Tuesday, October 6, 2009

Coding styles that make me twitch, part 4

All too often, I see code like this:

$md5 = `md5sum $filename.new | awk '{ print $1 }'`;
$md5 =~ s/\n$//;
if ($md5 ne $origmd5) {
system("mv $filename $filename.old");
system("mv $filename.new $filename");

}
Well, you get the idea.

Sure, Perl can pretend to be a glorified shell script, but there are perfectly well-functioning internal functions for these things.

Let's ignore the non-portability of the md5sum command for the time being, and also avoid shaving that awk call down with cut and an enclosing echo -n $(…) - we're here for the Perl, not the shell, right?

The above system() calls can easily be replaced with the following to save yourself a few unnecessary forks:

rename($filename,"$filename.old") and
rename("$filename.new",$filename);
Note the slight refinement of using and to avoid clobbering the file. But the documentation for rename() suggests that we use move() from File::Copy instead:

use File::Copy qw(mv);
mv($filename,"$filename.old") and
mv("$filename.new",$filename);
Similarly, there are nice built-in functions for many other frequent victims of system(), e.g.:

chmod
chgrp + chown
link
mkdir
rmdir
symlink
unlink
And of course there is a bunch of more or less helpful modules on CPAN (in addition to the already mentioned File::Copy), e.g.

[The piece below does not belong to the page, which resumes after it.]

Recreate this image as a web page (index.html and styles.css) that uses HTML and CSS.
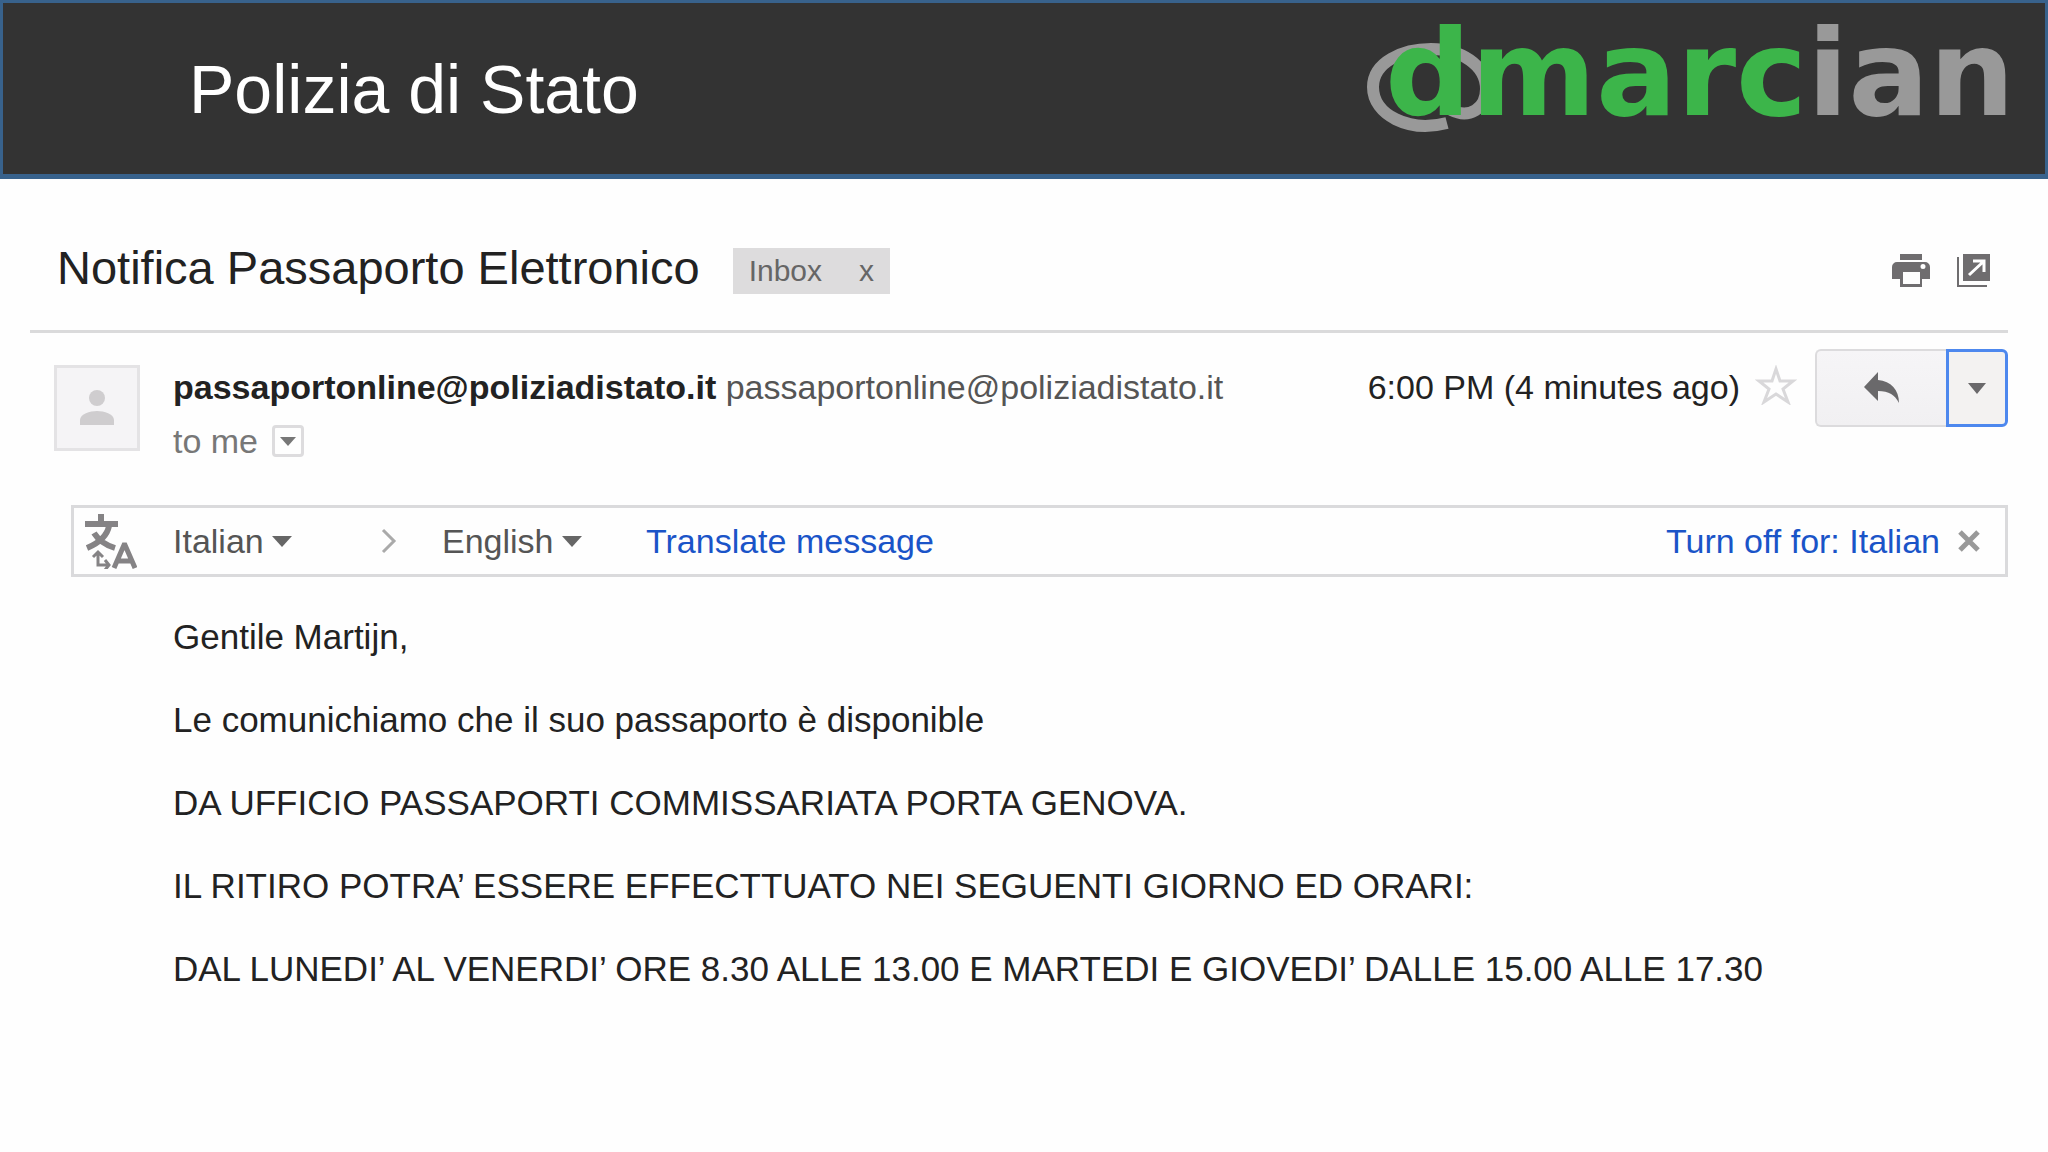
FILE: index.html
```html
<!DOCTYPE html>
<html lang="it">
<head>
  <meta charset="UTF-8">
  <meta name="viewport" content="width=device-width, initial-scale=1.0">
  <title>Polizia di Stato</title>
  <link rel="stylesheet" href="styles.css">
</head>
<body>
  <header>
    <h1>Polizia di Stato</h1>
    <svg class="logo" viewBox="0 0 664 171" role="img" aria-label="dmarcian">
      <path fill="none" stroke="#999" stroke-width="12" d="M80 120C42 130 6 112 6 84C6 59 36 46 64 46C94 46 119 62 119 86C119 106 102 116 84 107"/>
      <text class="logo-text" x="18" y="112"><tspan class="green">dmarc</tspan><tspan class="grey">ian</tspan></text>
    </svg>
  </header>

  <main>
    <div class="subject">
      <h2>Notifica Passaporto Elettronico</h2>
      <div class="label">
        <span>Inbox</span>
        <button aria-label="Remove label">x</button>
      </div>
      <div class="tools">
        <button aria-label="Print">
          <svg width="38" height="33" viewBox="0 0 38 33">
            <path fill="#6f6d6f" fill-rule="evenodd" d="M8 0h22v6H8zM5 8h28a5 5 0 0 1 5 5v12h-8v8H8v-8H0V13a5 5 0 0 1 5-5zM11 18v12h17V18zM31 10a2 2 0 1 0 0 5a2 2 0 0 0 0-5z"/>
          </svg>
        </button>
        <button aria-label="Open in new window">
          <svg width="33" height="33" viewBox="0 0 33 33">
            <path fill="#6f6d6f" d="M6 0h27v27H6zM0 3h2v28h28v2H0z"/>
            <path fill="none" stroke="#fff" stroke-width="3" d="M12 21L26 8M16 7h11v11"/>
          </svg>
        </button>
      </div>
    </div>

    <div class="sender">
      <div class="avatar">
        <svg width="34" height="38" viewBox="0 0 34 38">
          <circle cx="17" cy="9" r="8" fill="#cfcdcf"/>
          <path fill="#cfcdcf" d="M0 36v-5c0-6 10-9 17-9s17 3 17 9v5z"/>
        </svg>
      </div>
      <div class="from">
        <div><b>passaportonline@poliziadistato.it</b> <span class="address">passaportonline@poliziadistato.it</span></div>
        <div class="to">to me
          <button aria-label="Show details"><svg width="16" height="9" viewBox="0 0 16 9"><path fill="#777" d="M0 0h16L8 9z"/></svg></button>
        </div>
      </div>
      <time>6:00 PM (4 minutes ago)</time>
      <button class="star" aria-label="Star">
        <svg width="42" height="40" viewBox="0 0 42 40">
          <path fill="none" stroke="#d9d8da" stroke-width="3" d="M21 4l4 12h13L28 24l5 13l-12-8l-12 8l5-13L4 16h13z"/>
        </svg>
      </button>
      <div class="actions">
        <button class="reply" aria-label="Reply">
          <svg width="36" height="32" viewBox="0 0 36 32">
            <path fill="#6a696b" d="M0 15L14 0v8c13 1 21 10 21 23c-4-8-10-12-21-12v10z"/>
          </svg>
        </button>
        <button class="more" aria-label="More">
          <svg width="18" height="11" viewBox="0 0 18 11"><path fill="#6a696b" d="M0 0h18L9 11z"/></svg>
        </button>
      </div>
    </div>

    <div class="translate">
      <svg class="translate-icon" width="52" height="55" viewBox="0 0 52 55">
        <g fill="none" stroke="#858385">
          <path stroke-width="6" d="M16 0v11M0 10h33M24 12C22 22 14 29 2 34M9 19C14 27 20 31 30 34"/>
          <path stroke-width="3" d="M13 40v11h10M8 43l5-5l5 5M20 46l4 5l-4 5"/>
          <path stroke-width="5" d="M29 54L39 31h1L50 54M33 47h14"/>
        </g>
      </svg>
      <label class="language from-language">
        <select aria-label="Translate from"><option>Italian</option></select>
        <svg width="20" height="11" viewBox="0 0 20 11"><path fill="#666" d="M0 0h20L10 11z"/></svg>
      </label>
      <svg class="chevron" width="16" height="26" viewBox="0 0 16 26"><path fill="none" stroke="#aaa" stroke-width="3" d="M2 2l11 11L2 24"/></svg>
      <label class="language">
        <select aria-label="Translate to"><option>English</option></select>
        <svg width="20" height="11" viewBox="0 0 20 11"><path fill="#666" d="M0 0h20L10 11z"/></svg>
      </label>
      <a class="translate-link" href="#">Translate message</a>
      <a class="turn-off" href="#">Turn off for: Italian</a>
      <button aria-label="Close">
        <svg width="22" height="22" viewBox="0 0 22 22"><path fill="none" stroke="#999" stroke-width="5" d="M2 2l18 18M20 2L2 20"/></svg>
      </button>
    </div>

    <article>
      <p>Gentile Martijn,</p>
      <p>Le comunichiamo che il suo passaporto è disponible</p>
      <p>DA UFFICIO PASSAPORTI COMMISSARIATA PORTA GENOVA.</p>
      <p>IL RITIRO POTRA’ ESSERE EFFECTTUATO NEI SEGUENTI GIORNO ED ORARI:</p>
      <p>DAL LUNEDI’ AL VENERDI’ ORE 8.30 ALLE 13.00 E MARTEDI E GIOVEDI’ DALLE 15.00 ALLE 17.30</p>
    </article>
  </main>
</body>
</html>
```
FILE: styles.css
```css
* {
  box-sizing: border-box;
}

body {
  margin: 0;
  background-color: #fefefe;
  color: #222;
  font-family: "Liberation Sans", Arial, sans-serif;
  font-size: 34px;
  line-height: 40px;
}

button {
  display: flex;
  align-items: center;
  justify-content: center;
  padding: 0;
  border: none;
  background: none;
  color: inherit;
  font: inherit;
  cursor: pointer;
}

svg {
  display: block;
  flex: none;
}

header {
  display: flex;
  justify-content: space-between;
  align-items: center;
  padding: 0 14px 0 186px;
  border: 3px solid #38628c;
  border-bottom-width: 5px;
  background-color: #333;
}

header h1 {
  margin: 0;
  color: #fff;
  font-size: 68px;
  font-weight: normal;
  line-height: 80px;
}

.logo {
  width: 664px;
  height: 171px;
}

.logo-text {
  font-family: "DejaVu Sans", sans-serif;
  font-size: 120px;
  font-weight: bold;
}

.green {
  fill: #3cb54a;
}

.grey {
  fill: #999;
}

main {
  padding: 60px 40px 60px 30px;
}

.subject {
  display: flex;
  align-items: center;
  height: 94px;
  padding: 0 18px 28px 27px;
  border-bottom: 3px solid #dadadb;
}

.subject h2 {
  margin: 0;
  padding-bottom: 6px;
  font-size: 47px;
  font-weight: normal;
  line-height: 56px;
}

.label {
  display: flex;
  align-items: center;
  gap: 37px;
  height: 46px;
  margin-left: 33px;
  padding: 0 16px;
  background-color: #dddcdd;
  color: #666;
  font-size: 30px;
}

.tools {
  display: flex;
  gap: 27px;
  margin-left: auto;
}

.sender {
  display: flex;
  align-items: flex-start;
  padding: 16px 0 0 24px;
}

.avatar {
  display: flex;
  align-items: center;
  justify-content: center;
  width: 86px;
  height: 86px;
  margin-top: 16px;
  border: 3px solid #e4e3e5;
  background-color: #f5f4f6;
}

.from {
  flex: 1;
  margin: 18px 0 0 33px;
}

.address {
  color: #555;
}

.to {
  display: flex;
  align-items: center;
  gap: 14px;
  margin-top: 14px;
  color: #777;
}

.to button {
  width: 32px;
  height: 32px;
  border: 3px solid #dddcde;
  border-radius: 4px;
}

.sender time {
  margin-top: 18px;
}

.star {
  margin: 16px 18px 0 15px;
}

.actions {
  display: flex;
  height: 78px;
}

.reply {
  width: 131px;
  border: 2px solid #dcdbdd;
  border-right: none;
  border-radius: 6px 0 0 6px;
  background: linear-gradient(#f6f5f7, #f1f0f2);
}

.more {
  width: 62px;
  border: 3px solid #4d88ee;
  border-radius: 0 6px 6px 0;
  background-color: #f3f2f1;
}

.translate {
  display: flex;
  align-items: center;
  height: 72px;
  margin: 44px 0 0 41px;
  padding: 0 25px 0 11px;
  border: 3px solid #dadadc;
}

.language {
  display: flex;
  align-items: center;
  gap: 8px;
}

.from-language {
  margin-left: 36px;
}

.language select {
  appearance: none;
  padding: 0;
  border: none;
  background: none;
  color: #555;
  font: inherit;
}

.chevron {
  margin: 0 45px 0 89px;
}

.translate a {
  color: #1a54c8;
  text-decoration: none;
}

.translate-link {
  margin-left: 64px;
}

.turn-off {
  margin: 0 18px 0 auto;
}

article {
  margin: 40px 0 0 143px;
  font-size: 35px;
}

article p {
  margin: 0 0 43px;
}
```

File::Path.

2 comments:

Unknown said...

I have a couple of toolkitty like things I keep for doing system maintenance stuff.

I actually like the use of operating system mv functions like that sometimes.

If the reason to inline it is to reduce the need to fork, the reason you KEEP using them is you want absolutely certainly that the operation will retain the full system semantics, which the Perl equivalent reimplementation might accidentally break.

Of course, sometimes you DO want to have the Perl versions and have more control.

Just depends on the situation.

(The md5sum on the other hand, should probably be Perl)

bakkushan said...

Yes, this is clearly a YMMV situation.

In the cases where I've found a need for specific OS semantics, it's usually been better to implement the job in a shell script; I prefer something close to POSIX shell.